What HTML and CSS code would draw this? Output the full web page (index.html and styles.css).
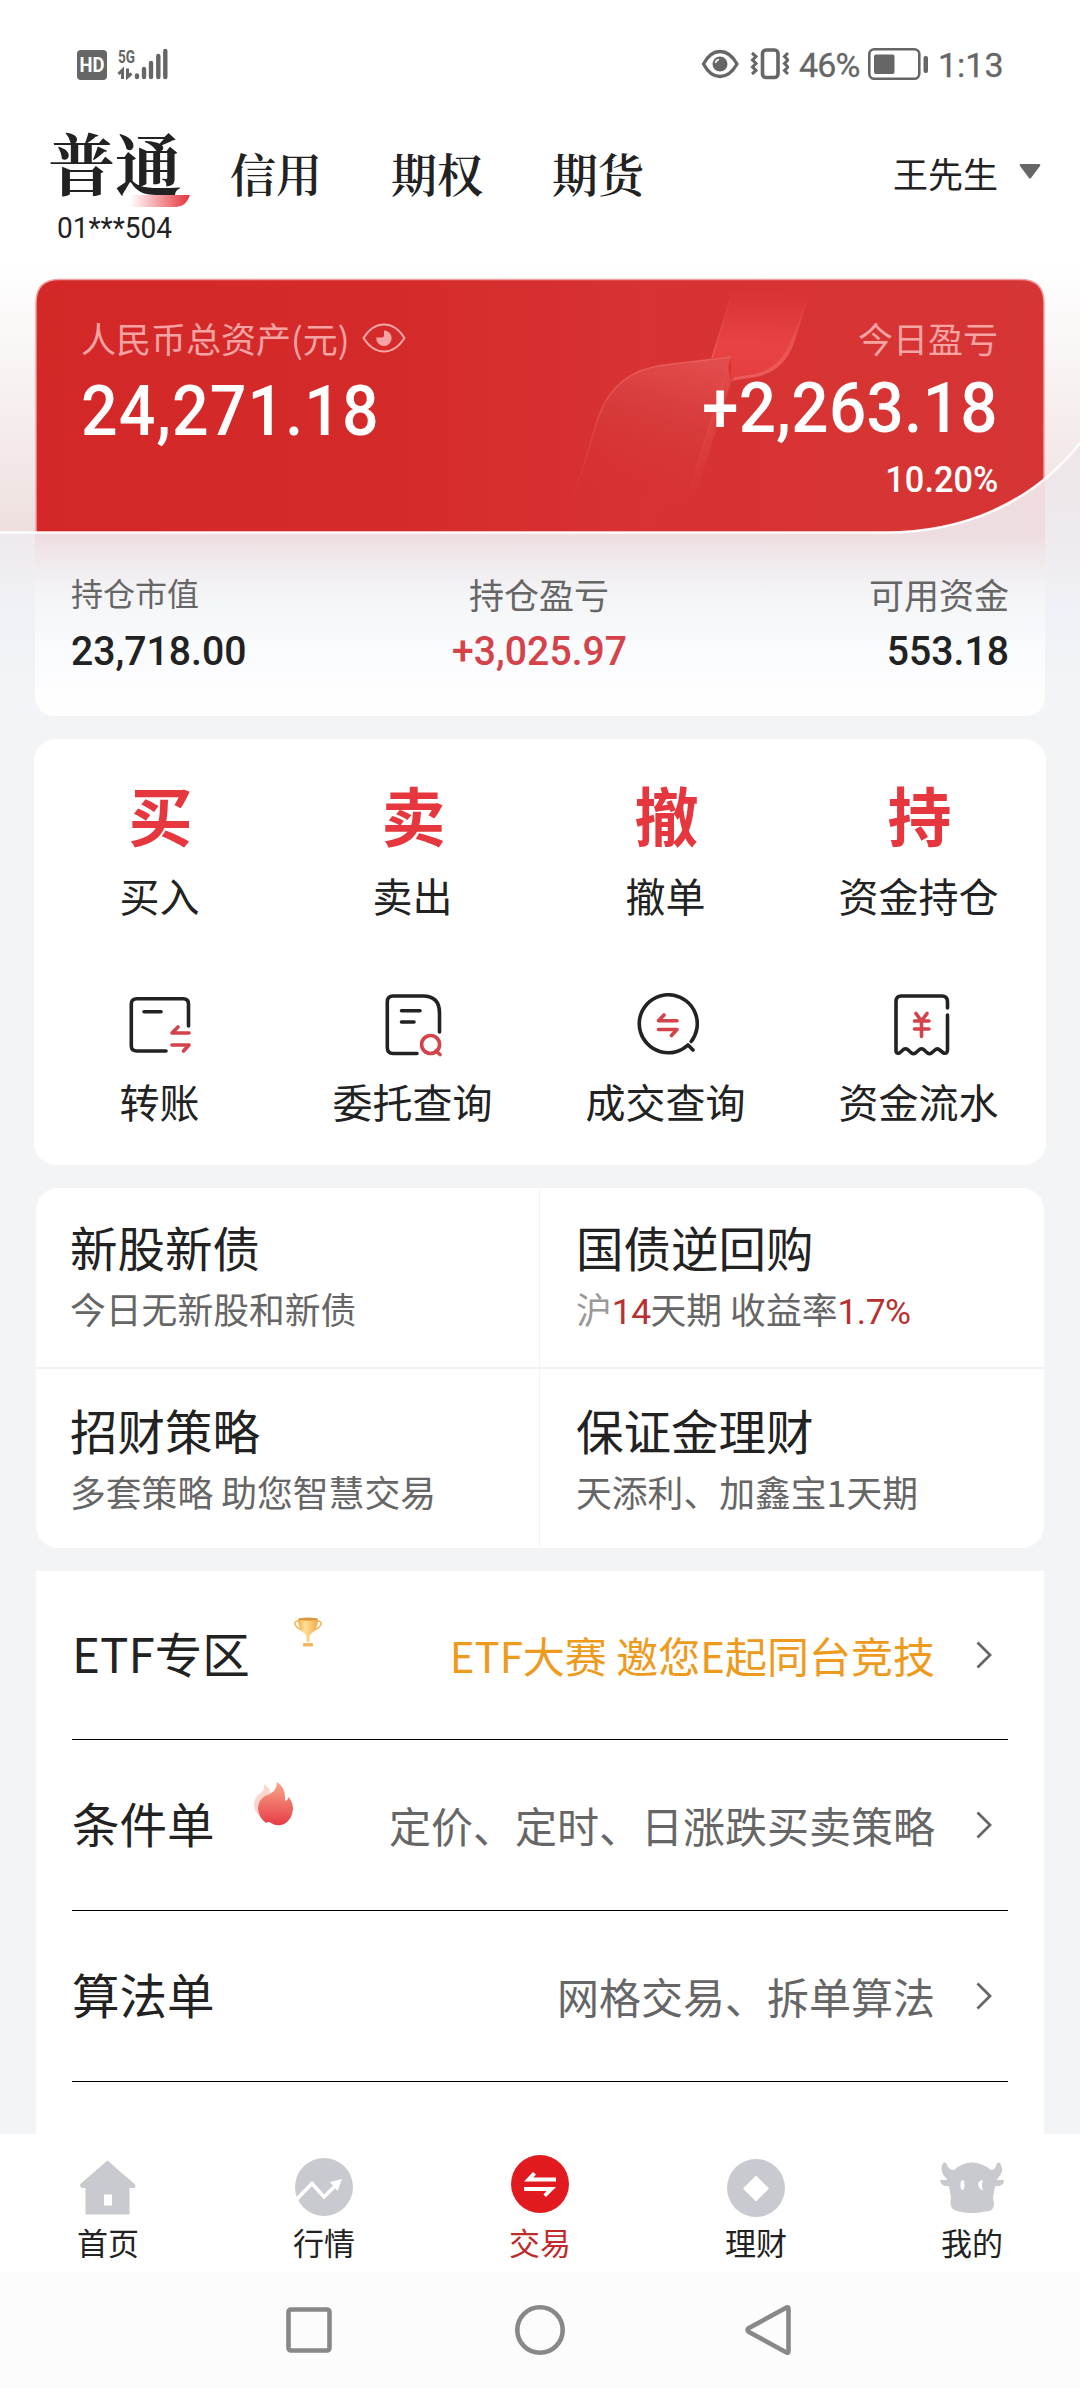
FILE: index.html
```html
<!DOCTYPE html>
<html lang="zh-CN">
<head>
<meta charset="utf-8">
<title>交易</title>
<link rel="stylesheet" href="styles.css">
</head>
<body>
<div class="screen">
  <div class="status">
    <svg class="status-left" width="92" height="60" viewBox="77 34 92 60">
      <rect x="77" y="50" width="30" height="30" rx="4" fill="#666"/>
      <text x="92" y="71.500" text-anchor="middle" textLength="25" lengthAdjust="spacingAndGlyphs" class="hd">HD</text>
      <text x="118" y="62.500" textLength="17" lengthAdjust="spacingAndGlyphs" class="net">5G</text>
      <path d="M122.500 79V70L118.500 74M127.500 68.500V77L131.500 73.500" fill="none" stroke="#666" stroke-width="3"/>
      <g stroke="#666" stroke-width="4.400" stroke-linecap="round"><path d="M137 75.500V77M144 69V77M151 63V77M158.300 56V77M165.300 51V77"/></g>
    </svg>
    <div class="status-right">
      <svg width="88" height="34" viewBox="701 47 88 34" fill="none" stroke="#666">
        <path d="M703.500 64Q710 51.500 720 51.500T737 64Q730 76.500 720 76.500T703.500 64Z" stroke-width="3.300"/>
        <circle cx="720" cy="64" r="7.500" fill="#666" stroke="none"/><path d="M715.500 63Q716 60 719 59.500" stroke="#fff" stroke-width="1.500"/>
        <rect x="762.500" y="50" width="15.500" height="27.500" rx="3.500" stroke-width="3.600"/>
        <path d="M752 53L756 56.500L752.500 60L756 63.500L752.500 67L756 70.500L752 74M788 53L784.500 56.500L788 60L784.500 63.500L788 67L784.500 70.500L788 74" stroke-width="3"/>
      </svg>
      <span class="pct">46%</span>
      <svg width="61" height="34" viewBox="868 47 61 34"><rect x="869.300" y="49.300" width="50" height="29.500" rx="5" fill="none" stroke="#666" stroke-width="2.600"/><rect x="874" y="54.500" width="20.500" height="19.500" rx="2" fill="#666"/><rect x="923.500" y="56" width="4.500" height="17" rx="2" fill="#666"/></svg>
      <span class="clock">1:13</span>
    </div>
  </div>

  <header class="header">
    <nav class="tabs">
      <div class="tab-on"><span class="tab-name">普通</span><svg class="swoosh" width="60" height="12" viewBox="0 0 60 12"><defs><linearGradient id="sw"><stop offset="0" stop-color="#e6383e" stop-opacity="0"/><stop offset="1" stop-color="#e6323a"/></linearGradient></defs><path d="M0 0H60Q56 12 46 12H0Z" fill="url(#sw)"/></svg><span class="acct">01***504</span></div>
      <span class="tab">信用</span><span class="tab">期权</span><span class="tab">期货</span>
    </nav>
    <div class="user">王先生<svg width="22" height="15" viewBox="0 0 22 15"><path d="M2 0H20Q22 0 21 2L12 14Q11 15 10 14L1 2Q0 0 2 0Z" fill="#666"/></svg></div>
  </header>

  <section class="hero">
    <svg class="hero-bg" width="1080" height="454" viewBox="0 262 1080 454">
      <defs>
        <linearGradient id="side" x1="0" y1="0" x2="0" y2="1"><stop offset="0" stop-color="#fff"/><stop offset=".35" stop-color="#f9f5f4"/><stop offset="1" stop-color="#eedfdf"/></linearGradient>
        <linearGradient id="red"><stop offset="0" stop-color="#d42828"/><stop offset=".35" stop-color="#d52a2a"/><stop offset=".6" stop-color="#d83232"/><stop offset="1" stop-color="#d63535"/></linearGradient>
        <linearGradient id="outer" gradientUnits="userSpaceOnUse" x1="0" y1="440" x2="0" y2="716"><stop offset="0" stop-color="#efe6e8"/><stop offset=".36" stop-color="#eeeaee"/><stop offset=".6" stop-color="#f0f1f6"/><stop offset="1" stop-color="#f3f5f8"/></linearGradient>
        <linearGradient id="glass" gradientUnits="userSpaceOnUse" x1="0" y1="480" x2="0" y2="716"><stop offset="0" stop-color="#efdcdf"/><stop offset=".23" stop-color="#eedde0"/><stop offset=".37" stop-color="#f1ecef"/><stop offset=".5" stop-color="#f4f5f7"/><stop offset=".72" stop-color="#fafbfd"/><stop offset="1" stop-color="#fff"/></linearGradient>
        <linearGradient id="petalA" x1="0" y1="0" x2="0" y2="1"><stop offset="0" stop-color="#ea4444" stop-opacity="0"/><stop offset=".6" stop-color="#ea4444" stop-opacity=".9"/><stop offset="1" stop-color="#e43e3e"/></linearGradient>
        <linearGradient id="petalB" x1=".7" y1="0" x2=".4" y2="1"><stop offset="0" stop-color="#e65656" stop-opacity=".7"/><stop offset=".4" stop-color="#d84242" stop-opacity=".6"/><stop offset="1" stop-color="#d63535" stop-opacity="0"/></linearGradient>
        <linearGradient id="edgeUp" x1="0" y1="0" x2="0" y2="1"><stop offset="0" stop-color="#f07070" stop-opacity="0"/><stop offset="1" stop-color="#f07070" stop-opacity=".6"/></linearGradient>
        <linearGradient id="edgeDn" x1="0" y1="0" x2="0" y2="1"><stop offset="0" stop-color="#f07070" stop-opacity=".6"/><stop offset="1" stop-color="#f07070" stop-opacity="0"/></linearGradient>
        <clipPath id="upper"><path d="M0 262H1080V443C1030 505 960 532 885 532H0Z"/></clipPath>
      </defs>
      <path d="M0 440H1080V694Q1080 716 1058 716H22Q0 716 0 694Z" fill="url(#outer)"/>
      <path d="M35 480H1045V694Q1045 716 1023 716H57Q35 716 35 694Z" fill="url(#glass)"/>
      <g clip-path="url(#upper)">
        <rect x="0" y="262" width="1080" height="272" fill="url(#side)"/>
        <path d="M36 540V303Q36 279.500 59 279.500H1021Q1044 279.500 1044 303V540Z" fill="url(#red)" stroke="#f0a0a0" stroke-width="1.500"/>
        <path d="M733 290L712 358L731 357V380L752 378Q785 373 795 340L809 297Z" fill="url(#petalA)"/>
        <path d="M733 290L712 358" stroke="url(#edgeUp)" stroke-width="1.500" fill="none"/>
        <path d="M808 297Q800 325 794 343Q783 373 754 377L731 381L735 377L755 374Q779 368 789 345Q800 320 808 297Z" fill="url(#edgeUp)"/>
        <path d="M731 357L664 365Q614 371 598 418L573 500H688Z" fill="url(#petalB)"/>
        <path d="M731 357L664 365Q614 371 598 418L573 500" stroke="url(#edgeDn)" stroke-width="1.500" fill="none"/>
        <path d="M731 382L695 498H686L728 366Z" fill="url(#edgeDn)" opacity=".65"/>
      </g>
      <path d="M0 532.500H885C960 532.500 1030 506 1080 443" fill="none" stroke="#fff" stroke-opacity=".9" stroke-width="2.600"/>
    </svg>
    <div class="totals">
      <div class="total">
        <div class="cap">人民币总资产(元)<svg width="44" height="30" viewBox="0 0 44 30"><path d="M1.500 15Q10 1.500 22 1.500T42.500 15Q34 28.500 22 28.500T1.500 15Z" fill="none" stroke="#f6a3a3" stroke-width="2"/><path d="M22 7.500A7.700 7.700 0 1 1 14.300 14.500H20Q22 14.500 22 12.500Z" fill="#f6a3a3"/></svg></div>
        <div class="big">24,271.18</div>
      </div>
      <div class="total right">
        <div class="cap">今日盈亏</div>
        <div class="big gain">+2,263.18</div>
        <div class="rate">10.20%</div>
      </div>
    </div>
    <div class="stats">
      <div class="stat"><span class="k small">持仓市值</span><span class="v">23,718.00</span></div>
      <div class="stat mid"><span class="k">持仓盈亏</span><span class="v up">+3,025.97</span></div>
      <div class="stat end"><span class="k">可用资金</span><span class="v">553.18</span></div>
    </div>
  </section>

  <section class="actions">
    <div class="act"><b>买</b><span>买入</span></div>
    <div class="act"><b>卖</b><span>卖出</span></div>
    <div class="act"><b>撤</b><span>撤单</span></div>
    <div class="act"><b>持</b><span>资金持仓</span></div>
    <div class="act"><svg class="line-icon" viewBox="0 0 64 64"><path d="M59.500 33V11Q59.500 5.800 54 5.800H8Q2.300 5.800 2.300 11V53Q2.300 58 8 58H37M15 18.700H32"/><path class="r" d="M60 40H43L49 34M43 52H60L54.500 58"/></svg><span>转账</span></div>
    <div class="act"><svg class="line-icon" viewBox="0 0 64 64"><path d="M57.500 39V20Q57.500 3 41 3H11Q5.300 3 5.300 9V54.500Q5.300 60.500 11 60.500H35M19.500 17.700H38M19.500 29H32"/><path class="r" d="M54 58L58 61.500"/><circle class="r" cx="48.600" cy="51.500" r="9"/></svg><span>委托查询</span></div>
    <div class="act"><svg class="line-icon" viewBox="0 0 64 64"><path d="M56.200 48.500A29 29 0 1 0 53 52L58 57"/><path class="r" d="M42 27.700H23.500L29 22M23.500 36.500H42L36.500 42.500"/></svg><span>成交查询</span></div>
    <div class="act"><svg class="line-icon" viewBox="0 0 64 64"><path d="M59.500 15V9Q59.500 3 54 3H13Q8 3 8 9V58Q8 61 11.500 60L15.500 56.500Q17.500 55 19.500 56.500L23.500 60Q25.500 61.500 27.500 60L31.500 56.500Q33.500 55 35.500 56.500L39.500 60Q41.500 61.500 43.500 60L47 57Q49 55 51 56.500L55.500 60Q59.500 61 59.500 57V22"/><path class="r" d="M28 20.500L33.500 28L39 20.500M26.500 28H41M26.500 36H41M33.500 28V43.500"/></svg><span>资金流水</span></div>
  </section>

  <section class="promos">
    <div class="promo"><h3>新股新债</h3><p>今日无新股和新债</p></div>
    <div class="promo"><h3>国债逆回购</h3><p><i>沪</i><em>14</em>天期 收益率<em>1.7%</em></p></div>
    <div class="promo low"><h3>招财策略</h3><p>多套策略 助您智慧交易</p></div>
    <div class="promo low"><h3>保证金理财</h3><p>天添利、加鑫宝1天期</p></div>
  </section>

  <section class="list">
    <div class="row"><span class="name">ETF专区</span>
      <svg class="badge trophy" width="28" height="30" viewBox="0 0 28 30"><defs><linearGradient id="gold" x1="0" x2="1"><stop offset="0" stop-color="#f2b04a"/><stop offset=".35" stop-color="#ffdf98"/><stop offset="1" stop-color="#f5ab45"/></linearGradient></defs><path d="M5 4Q0 4 1 7Q2 11 8 13M23 4Q28 4 27 7Q26 11 20 13" fill="none" stroke="#efb45c" stroke-width="1.500"/><path d="M4 2H24Q24 12 18 16Q15.500 18 15.500 20V25H12.500V20Q12.500 18 10 16Q4 12 4 2Z" fill="url(#gold)"/><ellipse cx="14" cy="2.200" rx="10" ry="1.600" fill="#d9963c"/><rect x="9" y="26" width="10" height="3.500" rx="1" fill="#eeb760"/></svg>
      <span class="hint hot">ETF大赛 邀您E起同台竞技</span><svg class="chev" viewBox="0 0 16 28"><path d="M1.500 1.500L14 14L1.500 26.500"/></svg></div>
    <div class="row"><span class="name">条件单</span>
      <svg class="badge flame" width="40" height="44" viewBox="0 0 40 44"><defs><linearGradient id="fire" x1="0" y1="0" x2="0" y2="1"><stop offset="0" stop-color="#f9a88a"/><stop offset="1" stop-color="#e63b46"/></linearGradient></defs><path d="M11 2Q17 6 18 12L12 38Q1 32 1 23Q1 15 9 10Q12 7 11 2Z" fill="#f9b9ae" opacity=".6"/><path d="M24 0Q32 5 32 15V19Q35 18 35.500 15Q40 20 40 27Q39 38 31 42Q24 45 18 41Q15 39 13 41Q6 36 5 27Q5 18 12 14Q18 12 21 9Q24 5 24 0Z" fill="url(#fire)"/></svg>
      <span class="hint">定价、定时、日涨跌买卖策略</span><svg class="chev" viewBox="0 0 16 28"><path d="M1.500 1.500L14 14L1.500 26.500"/></svg></div>
    <div class="row"><span class="name">算法单</span><span class="hint">网格交易、拆单算法</span><svg class="chev" viewBox="0 0 16 28"><path d="M1.500 1.500L14 14L1.500 26.500"/></svg></div>
  </section>

  <nav class="tabbar">
    <div class="item"><svg width="64" height="64" viewBox="0 0 64 64"><path fill-rule="evenodd" d="M31.500 6.500L58.500 30Q60.500 31 58.500 34H53.500V60.500H9.500V34H5.500Q2.500 31 5.500 29ZM28 40.500V51.500H36V40.500Z"/></svg><span>首页</span></div>
    <div class="item"><svg width="64" height="64" viewBox="0 0 64 64"><circle cx="32" cy="33" r="29"/><path d="M4 46L20 29.500L32 43L44 31" fill="none" stroke="#fff" stroke-width="3.600"/><path d="M38 28L50 25L45.500 37Z" fill="#fff"/></svg><span>行情</span></div>
    <div class="item on"><svg width="64" height="64" viewBox="0 0 64 64"><circle cx="32" cy="30" r="29"/><g fill="#fff"><path d="M16 27.500L25 18L28 20.500L25.500 23.500H48V27.500ZM16 33H48L38 43L35.500 40.500L38.500 37H16Z"/></g></svg><span>交易</span></div>
    <div class="item"><svg width="64" height="64" viewBox="0 0 64 64"><circle cx="32" cy="34" r="29"/><path d="M32 21.500L45 34.500L32 47.500L19 34.500Z" fill="#fff"/></svg><span>理财</span></div>
    <div class="item"><svg width="64" height="64" viewBox="0 0 64 64"><path d="M3 9Q6 7 8 13Q10 16 14 16Q22 8.500 32 8.500T51 16Q55 16 56 12Q57 7 60 9Q65 17 58 24L57 26L64 26Q64 33 55 32L53 44Q57 58 45 57.500Q32 60.500 19 57.500Q8 56 11 44L9 32Q1 33 0 26L7 26L6 24Q-1 17 3 9Z"/><ellipse cx="22.500" cy="31" rx="2" ry="5" fill="#fff"/><path d="M43 26Q37 27 38.500 32Q40 36 43 36Q41 31 43 26Z" fill="#fff"/></svg><span>我的</span></div>
  </nav>
  <div class="sysnav">
    <svg width="52" height="52" viewBox="0 0 52 52"><rect x="5.500" y="5.500" width="41" height="41" rx="2.500"/></svg>
    <svg width="52" height="52" viewBox="0 0 52 52"><circle cx="26" cy="26" r="22.700"/></svg>
    <svg width="52" height="52" viewBox="2 0 52 52"><path d="M43.500 3.500L6 24Q3 26 6 28L43.500 48.500Q45.500 49.500 45.500 47V5Q45.500 2.500 43.500 3.500Z"/></svg>
  </div>
</div>
</body>
</html>
```

FILE: styles.css
```css
* { box-sizing: border-box; margin: 0; padding: 0; }
body { background: #f3f4f6; font-family: "Noto Sans CJK SC", sans-serif; color: #222; }
svg { display: block; flex: none; }
.screen { width: 1080px; height: 2388px; overflow: hidden; display: flex; flex-direction: column; }

.status { height: 120px; padding: 8px 78px 0 77px; background: #fff; display: flex; align-items: center; justify-content: space-between; font: 400 34px/34px Roboto, sans-serif; color: #666; }
.hd { font: 700 20px Roboto, sans-serif; fill: #fff; }
.net { font: 700 19px Roboto, sans-serif; fill: #666; }
.status-right { display: flex; align-items: center; }
.pct { width: 61px; margin: 2px 8px 0 10px; letter-spacing: -.8px; -webkit-text-stroke: .3px #666; }
.clock { width: 64px; margin: 2px 0 0 9px; -webkit-text-stroke: .3px #666; white-space: nowrap; }

.header { height: 142px; background: #fff; display: flex; justify-content: space-between; padding: 0 39px 0 48px; }
.tabs { display: flex; font-family: "Noto Serif CJK SC", "Noto Serif SC", "Noto Sans CJK SC", serif; }
.tab-on { width: 182px; padding-top: 7px; position: relative; display: flex; flex-direction: column; }
.tab-name { font-size: 67px; line-height: 68px; font-weight: 700; white-space: nowrap; }
.swoosh { position: absolute; left: 82px; top: 75px; }
.acct { font: 400 30px/30px Roboto, sans-serif; align-self: flex-start; transform: scaleX(.935); transform-origin: left; margin: 18px 0 0 9px; }
.tab { font-size: 46px; line-height: 50px; font-weight: 600; width: 161px; padding-top: 27px; }
.user { display: flex; align-items: flex-start; font-size: 35px; line-height: 40px; padding-top: 33px; gap: 21px; }
.user svg { margin-top: 11px; }

.hero { position: relative; height: 454px; }
.hero-bg { position: absolute; left: 0; top: 0; }
.totals { position: relative; height: 270px; padding: 56px 82px 0 81px; display: flex; justify-content: space-between; color: #fff; }
.total { display: flex; flex-direction: column; align-items: flex-start; }
.total.right { align-items: flex-end; }
.cap { font-size: 35px; line-height: 40px; color: #f6a3a3; display: flex; align-items: center; gap: 12px; }
.big { font: 500 71px/72px Roboto, sans-serif; letter-spacing: 1.2px; margin-top: 17px; transform: scaleX(.908); transform-origin: left; }
.big.gain { margin-top: 14px; letter-spacing: .3px; transform: scaleX(.925); transform-origin: right; }
.rate { font: 500 36px/36px Roboto, sans-serif; margin-top: 18px; transform: scaleX(.955); transform-origin: right; }
.stats { position: relative; display: grid; grid-template-columns: 1fr 1fr 1fr; padding: 42px 71px 0; }
.stat { display: flex; flex-direction: column; align-items: flex-start; }
.stat.mid { align-items: center; }
.stat.end { align-items: flex-end; }
.k { font-size: 35px; line-height: 40px; color: #666; }
.mid .k { margin-right: 2px; }
.small { font-size: 32px; line-height: 36px; padding-bottom: 4px; }
.v { font: 500 41px/42px Roboto, sans-serif; margin-top: 16px; transform: scaleX(.955); transform-origin: left; }
.mid .v { transform-origin: center; }
.end .v { transform-origin: right; }
.up { color: #d4434a; }

.actions { margin: 23px 34px 0; height: 426px; background: #fff; border-radius: 22px; display: grid; grid-template-columns: repeat(4, 1fr); grid-template-rows: 206px 220px; }
.act { display: flex; flex-direction: column; align-items: center; padding-top: 42px; font-size: 40px; line-height: 48px; }
.act b { font-size: 64px; line-height: 64px; font-weight: 700; color: #e6373e; }
.act span { margin-top: 26px; margin-right: 2px; }
.line-icon { width: 64px; height: 64px; margin-top: 6px; fill: none; stroke: #222; stroke-width: 3.600; stroke-linecap: round; stroke-linejoin: round; }
.line-icon + span { margin-top: 20px; }
.r { stroke: #d4434a; }

.promos { margin: 23px 36px 0; height: 360px; border-radius: 22px; overflow: hidden; display: grid; grid-template-columns: 503px 504px; grid-template-rows: 179px 179px; gap: 2px 1px; background: #f3f3f4; }
.promo { background: #fff; padding: 32px 0 0 34px; }
.promo.low { padding-top: 34px; }
.promo:nth-child(even) { padding-left: 36px; }
.promo h3 { font-size: 47.500px; line-height: 54px; font-weight: 400; }
.promo p { font-size: 35.800px; line-height: 44px; color: #666; margin-top: 12px; white-space: pre; }
.promo i { font-style: normal; color: #999; }
.promo em { font: 400 35.500px/1 Roboto, sans-serif; color: #b93030; letter-spacing: -.6px; }

.list { margin: 23px 36px 0; height: 563px; background: #fff; padding: 0 36px; flex: none; }
.row { height: 171px; border-bottom: 1px solid #000; display: flex; align-items: center; padding-right: 16px; position: relative; }
.row:first-child { height: 169px; }
.name { font-size: 47.500px; line-height: 60px; padding-bottom: 4px; }
.badge { position: absolute; }
.trophy { left: 222px; top: 46px; }
.flame { left: 181px; top: 42px; }
.hint { margin-left: auto; font-size: 42px; line-height: 50px; color: #666; padding-bottom: 1px; }
.hot { color: #ee9a1c; }
.chev { width: 16px; height: 28px; margin-left: 41px; fill: none; stroke: #666; stroke-width: 2.800; }

.tabbar { height: 138px; background: #fff; display: grid; grid-template-columns: repeat(5, 1fr); flex: none; }
.item { display: flex; flex-direction: column; align-items: center; padding-top: 20px; font-size: 31px; line-height: 36px; }
.item svg { fill: #c9cad0; }
.item span { margin-top: 6px; }
.on { color: #c02a2a; }
.on svg { fill: #e01a1e; }
.sysnav { height: 116px; background: #fcfcfc; display: flex; justify-content: center; gap: 179px; padding-top: 32px; flex: none; }
.sysnav svg { fill: none; stroke: #888; stroke-width: 4.600; }
```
######
• Task description: Scan the data above and copy every line with "styles" in it.

• Worked answer:
What HTML and CSS code would draw this? Output the full web page (index.html and styles.css).
<link rel="stylesheet" href="styles.css">
FILE: styles.css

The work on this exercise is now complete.